Amateur PICK POCKETS Study in CRIME College


  1. This reminds me of an old Ginger Rogers movie, “Heartbeat,” made in the 1940s. She plays a young pickpocket who gets recruited into a guild of pickpockets such as the one described above. It shows similar techniques in the movie.

    1. @Anon: You might be right, I also remember a movie like Oliver Twist that had the same training too. There are also tales of a pick-pocketing school called “The School of Seven Bells”.

      1. “Mutton yesterday, mutton today, and blimey, if it don’t look like mutton again tomorrer,” is my regular exclamation for leftovers, although I’d rather starve than eat mutton. That stuff tastes like an old shoe.

  2. The pedant in me is always strangely pleased by the kind of watertight syntax that is now only found in antiquity, to wit: “The public *is* most in danger…”. That’s right: correct use of a collective noun. Please forward this to all major news agancies with haste.

  3. This is why I always place my hand on my wallet when someone gets a little too “chummy” in a public place.

    If I’m really worried, I just put it in the front pocket for a while. And yes, I can’t help but feel it there.

    1. Or stuff your’s full, like George Costanza, that explodes in a flurry of insignificant business cards, receipts and scraps of paper; Busted!

      And I agree, the back pocket is terrible, a nice small wallet in my right front pocket is perfect. And I always put in it what I only need, especially in large crowds. And who carries cash these days? I love my debit card with my photo on it; Perfect.

      Even though some say it’s a bad idea, I NEVER sign my cards. I write “Check I.D.” boldly with a permanent sharpie; works for me!

      TO ALL: Even though they are wallet sized, NEVER CARRY YOUR SOCIAL SECURITY CARD!

      1. Another tip…

        Especially in foreign countries, I’ve found most skatewear shorts or pants to be very helpful, because they have those nifty inside pockets that are big enough for cards and bills.
        Somebody would really have to dig to get to that, and if you don’t notice it happening, you’re probably unconscious.

      2. I just don’t carry a wallet. I stopped a couple years ago. All I need is one credit card and my driver’s license. I have a pouch for my phone, which goes inside a second (thin) pouch meant for a slightly larger phone, and the two cards go in the larger pouch outside the inner pouch. This goes in a front pocket, or a jacket pocket although a jacket pocket is eminently pick-pocket-able.

        I wear fitted (tight) pants these days so the phone pouch is visibly in my pocket from the outside, but somewhat difficult even for me to remove, so I feel pretty safe and don’t worry about it.

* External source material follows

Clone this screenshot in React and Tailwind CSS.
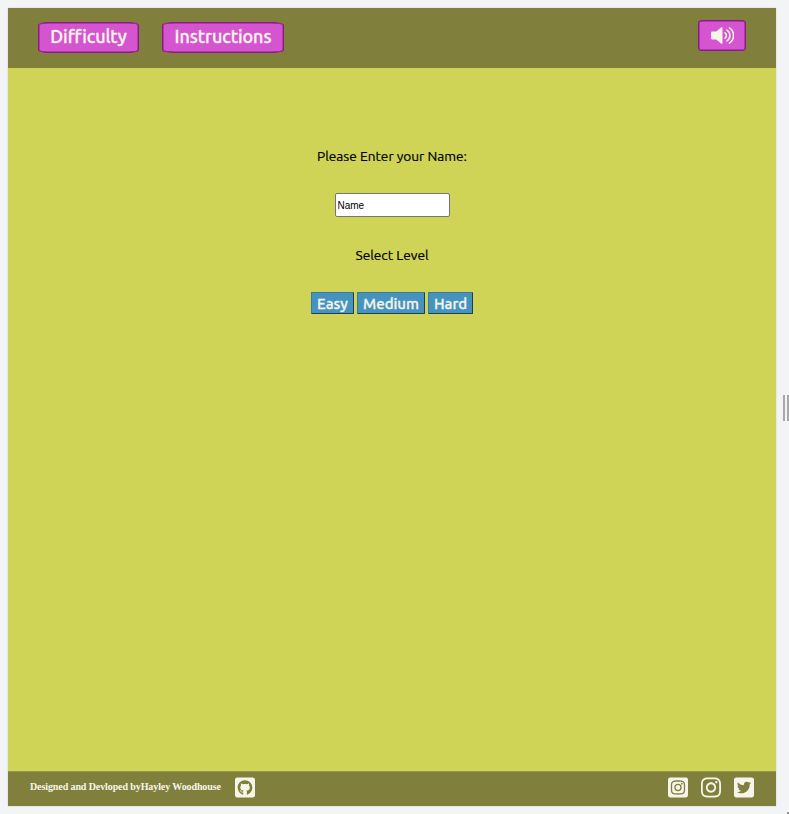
import { FaGithubSquare, FaInstagramSquare, FaInstagram, FaTwitterSquare } from "react-icons/fa";

const pink =
  "flex items-center justify-center h-[31px] rounded-[10%] border border-[#8b1a8b] bg-[#d555d0] text-[#f7f5ea] text-[18px] font-medium leading-none whitespace-nowrap shadow-[inset_0_0_0_0.5px_#8b1a8b] [-webkit-text-stroke:0.3px]";
const blue =
  "flex items-center justify-center h-[22px] border border-t-[#3d7896] border-l-[#3d7896] border-r-[#1c3c58] border-b-[#1c3c58] rounded-[1px] bg-[#4594c0] text-[#f7f5ea] text-[15px] font-medium leading-none whitespace-nowrap [-webkit-text-stroke:0.3px]";

function SpeakerIcon() {
  return (
    <svg viewBox="0 0 23 17" className="h-[17px] w-[23px]" fill="none">
      <path
        d="M1.2 4.6h4.1l4.7-4.2c.6-.5 1.5-.2 1.5.7v14.8c0 .9-.9 1.2-1.5.7l-4.7-4.2H1.2c-.7 0-1.2-.5-1.2-1.2V5.800c0-.7.5-1.200 1.200-1.200z"
        fill="currentColor"
      />
      <path
        d="M14 5.900a3.100 3.100 0 0 1 0 5.200M16 3.200a6.300 6.300 0 0 1 0 10.600M18.500.9a9.200 9.200 0 0 1 0 15.200"
        stroke="currentColor"
        strokeWidth="1.600"
        strokeLinecap="round"
      />
    </svg>
  );
}

export default function App() {
  return (
    <div className="relative flex h-[814px] w-[789px] overflow-hidden bg-[#f2f4f5] pt-2 pl-2 font-['Ubuntu','Noto_Sans',sans-serif]">
      <div className="flex h-[798px] w-[768px] flex-col bg-[#cfd457] shadow-[0_0_2px_rgba(0,0,0,0.15)]">
        <header className="flex h-[60px] shrink-0 items-start bg-[#80803c] px-[30px]">
          <button className={`${pink} mt-[14px] w-[101px] pb-[4px] tracking-[-0.1px]`}>Difficulty</button>
          <button className={`${pink} mt-[14px] ml-[23px] w-[122px] pb-[4px] tracking-[-0.1px]`}>Instructions</button>
          <button className={`${pink} mt-3 ml-auto w-12 pb-[1px]`} aria-label="Sound">
            <SpeakerIcon />
          </button>
        </header>
        <main className="flex flex-1 flex-col items-center pt-[78px] text-[13.7px] text-black">
          <p className="h-5 leading-5 [-webkit-text-stroke:0.2px]">Please Enter your Name:</p>
          <input
            className="mt-[27px] h-6 w-[115px] rounded-[2px] border border-[#767676] bg-white px-[2px] font-['Liberation_Sans',sans-serif] text-[10px] text-black outline-none placeholder:text-black"
            defaultValue="Name"
          />
          <p className="mt-[28px] h-5 leading-5 [-webkit-text-stroke:0.2px]">Select Level</p>
          <div className="mt-[27px] flex gap-[3px]">
            <button className={`${blue} w-[43px]`}>Easy</button>
            <button className={`${blue} w-[68px]`}>Medium</button>
            <button className={`${blue} w-[45px]`}>Hard</button>
          </div>
        </main>
        <footer className="flex h-[35px] shrink-0 items-center border-t border-[#989946] bg-[#80803c] pr-[22px] pb-[3px] pl-[22px] text-[#f7f5ea]">
          <p className="mt-[-2px] font-['Liberation_Serif',serif] text-[10px] font-bold tracking-[-0.1px] whitespace-nowrap">
            Designed and Devloped byHayley Woodhouse
          </p>
          <FaGithubSquare className="ml-[14px] h-[23px] w-5 shrink-0" />
          <div className="ml-auto flex gap-[13px]">
            <FaInstagramSquare className="h-[23px] w-5" />
            <FaInstagram className="h-[23px] w-5" />
            <FaTwitterSquare className="h-[23px] w-5" />
          </div>
        </footer>
      </div>
      <div className="ml-[7px] mt-[387px] flex h-[26px] gap-[2px]">
        <div className="w-[2px] bg-[#a7a7a9]" />
        <div className="w-[2px] bg-[#a7a7a9]" />
      </div>
      <div className="absolute right-0 bottom-0 h-[2px] w-[2px] bg-[#929292]" />
    </div>
  );
}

I’ve spent time in large crowds all over the world like this and if I feel it’s necessary for some extra precaution, I just stick my hands in my pockets, which I often do anyway.

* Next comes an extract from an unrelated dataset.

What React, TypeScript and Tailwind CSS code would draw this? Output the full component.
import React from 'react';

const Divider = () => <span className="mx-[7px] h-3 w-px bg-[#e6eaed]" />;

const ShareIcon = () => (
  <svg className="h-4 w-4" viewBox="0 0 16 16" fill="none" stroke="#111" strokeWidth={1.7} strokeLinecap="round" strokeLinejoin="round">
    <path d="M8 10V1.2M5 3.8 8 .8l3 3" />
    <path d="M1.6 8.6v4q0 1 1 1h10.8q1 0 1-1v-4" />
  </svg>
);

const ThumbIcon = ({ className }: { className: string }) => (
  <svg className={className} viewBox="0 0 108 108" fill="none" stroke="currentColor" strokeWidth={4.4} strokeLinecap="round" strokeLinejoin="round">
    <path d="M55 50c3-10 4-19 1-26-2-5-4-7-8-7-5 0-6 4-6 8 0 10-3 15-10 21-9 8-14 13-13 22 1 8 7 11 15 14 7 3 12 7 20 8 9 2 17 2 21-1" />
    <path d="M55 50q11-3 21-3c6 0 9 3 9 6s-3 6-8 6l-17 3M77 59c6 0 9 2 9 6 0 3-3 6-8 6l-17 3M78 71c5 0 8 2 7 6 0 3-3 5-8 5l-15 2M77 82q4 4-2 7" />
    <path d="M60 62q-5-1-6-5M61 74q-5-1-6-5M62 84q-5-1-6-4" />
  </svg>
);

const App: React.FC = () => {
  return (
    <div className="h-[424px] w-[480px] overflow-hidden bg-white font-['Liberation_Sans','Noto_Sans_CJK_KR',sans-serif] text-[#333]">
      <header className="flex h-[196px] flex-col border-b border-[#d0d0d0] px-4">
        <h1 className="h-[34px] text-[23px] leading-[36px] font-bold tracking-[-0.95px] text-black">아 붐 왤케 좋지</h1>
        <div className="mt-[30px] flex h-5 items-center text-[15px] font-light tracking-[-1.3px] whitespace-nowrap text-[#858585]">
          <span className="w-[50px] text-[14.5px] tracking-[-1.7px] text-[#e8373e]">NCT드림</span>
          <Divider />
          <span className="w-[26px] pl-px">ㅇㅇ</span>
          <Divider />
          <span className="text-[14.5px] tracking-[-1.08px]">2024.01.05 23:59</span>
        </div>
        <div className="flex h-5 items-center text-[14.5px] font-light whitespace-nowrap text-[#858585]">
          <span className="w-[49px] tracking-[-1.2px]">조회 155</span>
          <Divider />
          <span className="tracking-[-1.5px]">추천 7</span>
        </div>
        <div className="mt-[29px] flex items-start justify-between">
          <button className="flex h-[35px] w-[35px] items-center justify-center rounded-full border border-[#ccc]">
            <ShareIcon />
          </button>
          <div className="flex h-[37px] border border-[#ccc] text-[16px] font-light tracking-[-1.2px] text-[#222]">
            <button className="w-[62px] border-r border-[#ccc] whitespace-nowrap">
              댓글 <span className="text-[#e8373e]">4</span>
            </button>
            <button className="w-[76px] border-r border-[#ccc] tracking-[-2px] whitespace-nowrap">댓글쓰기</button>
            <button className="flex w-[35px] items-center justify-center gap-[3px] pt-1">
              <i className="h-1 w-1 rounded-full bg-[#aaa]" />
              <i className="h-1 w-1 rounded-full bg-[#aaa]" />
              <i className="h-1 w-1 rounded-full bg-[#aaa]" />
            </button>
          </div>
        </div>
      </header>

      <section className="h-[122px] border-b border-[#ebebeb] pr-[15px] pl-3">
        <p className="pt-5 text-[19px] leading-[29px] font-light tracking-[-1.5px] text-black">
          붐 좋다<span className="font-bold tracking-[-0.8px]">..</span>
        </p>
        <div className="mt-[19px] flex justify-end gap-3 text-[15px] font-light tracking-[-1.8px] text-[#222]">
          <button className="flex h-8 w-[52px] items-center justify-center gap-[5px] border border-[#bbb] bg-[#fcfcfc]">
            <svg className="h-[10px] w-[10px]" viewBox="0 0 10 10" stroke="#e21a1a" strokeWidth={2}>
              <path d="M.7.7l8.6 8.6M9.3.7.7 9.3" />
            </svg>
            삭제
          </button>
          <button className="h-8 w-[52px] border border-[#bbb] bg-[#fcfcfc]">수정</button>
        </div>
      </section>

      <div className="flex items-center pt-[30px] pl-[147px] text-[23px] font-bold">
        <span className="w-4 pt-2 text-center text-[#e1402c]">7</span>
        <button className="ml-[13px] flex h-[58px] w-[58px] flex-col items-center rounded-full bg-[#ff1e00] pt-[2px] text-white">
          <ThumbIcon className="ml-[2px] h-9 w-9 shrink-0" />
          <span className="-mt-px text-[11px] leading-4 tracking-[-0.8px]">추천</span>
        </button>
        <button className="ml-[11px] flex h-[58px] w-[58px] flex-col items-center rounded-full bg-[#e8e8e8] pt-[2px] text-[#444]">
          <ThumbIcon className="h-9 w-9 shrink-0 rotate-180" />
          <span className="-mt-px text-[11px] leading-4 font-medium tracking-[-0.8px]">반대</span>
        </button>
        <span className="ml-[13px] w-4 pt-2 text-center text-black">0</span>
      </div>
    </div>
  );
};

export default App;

        I also have been carrying cash (I started when I was in Thailand for much of last year, where cash is essential, but have been using it more and more in the US since moving to a place with a lot of Asian establishments where they don’t take cards) but you don’t need to keep this in a wallet or even a money clip (which would be visible through my tight pants) – just keep loose bills in your pocket. I keep them in a back pocket. They’re flat, so invisible and don’t hinder your comfort (as wallets in the back pocket do).

        Honestly I don’t understand why people feel the need to carry all kinds of stuff in a wallet. Yeah, sometimes I forget my REI membership card or something, but anyplace with a card like that you can just use your phone number, or I can just go back out to the car (which is where I keep all that kind of stuff).

    2. You’d think the front pocket would be safe, wouldn’t you? Well, on the subway in Chicago, it’s not. Believe me.

      1. @Anon #12: It also depends upon the tightness of your pants, I believe. I tend to wear regular-fitting jeans, rather than slacks or pants that sag. If you give ’em an inch, they’ll take your wallet. Ha!
        I rode the Red Line for two years and never had a problem, even during Cubs games.

        Another movie with pickpockets in it? The lovable Richard Widmark fighting Communists in Pickup on South Street (1953)

    3. Pick pockets watch for cues like this. People nervously checking their concealed wallets or money clips work perfectly to give away their location, and that they likely have an amount they’d rather not lose.

      1. @Anon#17:

        You’re right, but there’s a difference between someone looking nervous because this is not normal routine, and someone NOT looking nervous because it’s habit.

        Even the most naive con men know the art of the con can be used by both white hats and black hats.

  4. To Anon #2 and Palomino: there’s yet another movie with this kind of “training dummy” for pickpockets, it’s an italian film called “Mani di Velluto” (Velvet Hands), starring the great Adriano Celentano. Apparently there are no connections with the movies you mention.

  5. Another movie… Harry in Your Pocket (1973) starring James Coburn and Michael Sarrazin.